ほんもんぶつりゅうしゅう

2020-08-16 10:37

8月16日の隆宣寺日記

「生者必滅(しょうじゃひつめつ)、会者定離(えしゃじょうり)は世の習い。」

これは『平家物語』の一節ですが、恐らく『平家物語』と聞いて真っ先に思い出すのは「祇園精舎の鐘の声、諸行無常の響きあり。」という部分ではないでしょうか。私も中学生の頃に暗唱したのを覚えていますが、当時は意味を全く理解できてなかったと思います。恐らく、覚えるので精一杯だったように記憶しています(笑)

 

「生者必滅(しょうじゃひつめつ)」とは、生ある者は必ず滅するとあるように、この世に生まれた者は、必ず死を迎えるということを意味しています。

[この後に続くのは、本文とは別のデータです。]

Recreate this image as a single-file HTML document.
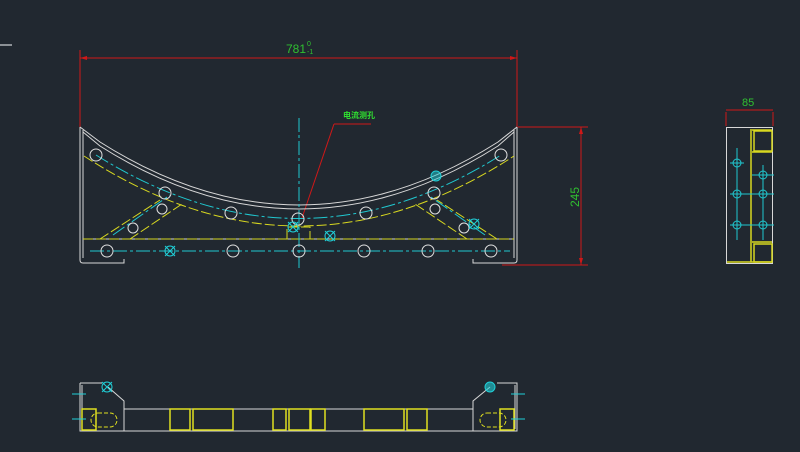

「会者定離(えしゃじょうり)」とは、会った者は離れるのが定めとあるように、出会いがあれば、必ず別れがあるということを意味しています。

 

これは、この世の大原則であり、この世で生きる者の定め、例外は一切無い。そのことを言い表したのが「諸行無常(しょぎょうむじょう)」という言葉で、仏教の根本的な教えの1つです。「常が無い」ということは「常に変化してる」ということ。もっとわかりやすく言えば、この世に「永遠」と呼べるものは何一つ無いということです。

 

しかしながら、永遠を願ってしまうのが私達人間で、その代表の1つが「命」です。要は「死にたくない」「今がずっと続けばいいのに」という叶うはずのない願いを持ってしまって、若さを保ちたい、健康を保ちたい、愛する人との関係を保ちたい、今の生活を保ちたい、この命を…そう思えば思うほど、現実と私達の心とが離れ離れ、バラバラになっていきます。「これが苦しみが生まれるメカニズムなんだ」と仏様は悟り、私達に教えてくださっているのです。

 

ただ「常に変化している」という《変化》は何もネガティブなものばかりではありません。「どう考えてもダメだと思っていたものが、うまく行った!」というようなポジティブな変化もあります。でも、そこに気づけている人も、やはり多くありません。「もうダメだ」「無理に決まってる」という、もはや変化しない、するはずがないという決めつけ。これもまた《無常》を知らずにいる結果であり、苦しみを生み出すメカニズムです。

 

つまり…「死にたくない」という無茶な願望は、ネガティブな変化から目を逸らした結果であり、「もうダメだ」という勝手な諦めは、ポジティブな変化から目を逸らした結果です。いずれも、この世の真理、この世の習い、定めを知らずにいることが根本的原因であり、いわば、この世で生きているのに、あまりにも「この世のこと」を知らずにいるということです。そりゃあ、生きにくい、生きるのが辛いはずです。

 

仏様は、そのことに気がついたんです。自分が悩んだり、苦しんだりしているのは、この世のあり方が悪いんじゃなくて、この世のことを何も知らないでいる自分自身にこそ問題があるんだと。じゃあ、もっともっと「この世のこと」について知らなきゃけない!そのためには、もっともっと正しく見たり、聞いたり、話したり、行動したり…

 

そうやって自分が、この世の習い、定めに沿って生きていけるようになればいいんだ!そしたら、もっともっと自分らしく、もっともっと生きやすくなるに違いない!もし、世界中のみんながそんな風に考え、生きられるようになったら、どんなに素晴らしいことだろう、どんなに素敵な世の中になっていくだろう。これが仏教の始まりであり、仏教の目的です。

 

それを今、学んで実践するのがご信心であり、その練習場がお寺です。もちろん、頭でどんなに理解したとしても、体が覚えなければ物になりません。なので【昨日の隆宣寺日記】でも書いた通り、教えを学ぶだけではなく、行動、実践、修行が必要。それを日常に溶け込ませていくことが、仏教を体得する最大の秘訣です。無常の世を上手に生きていくために、是非、仏教の有る人生を送りましょう!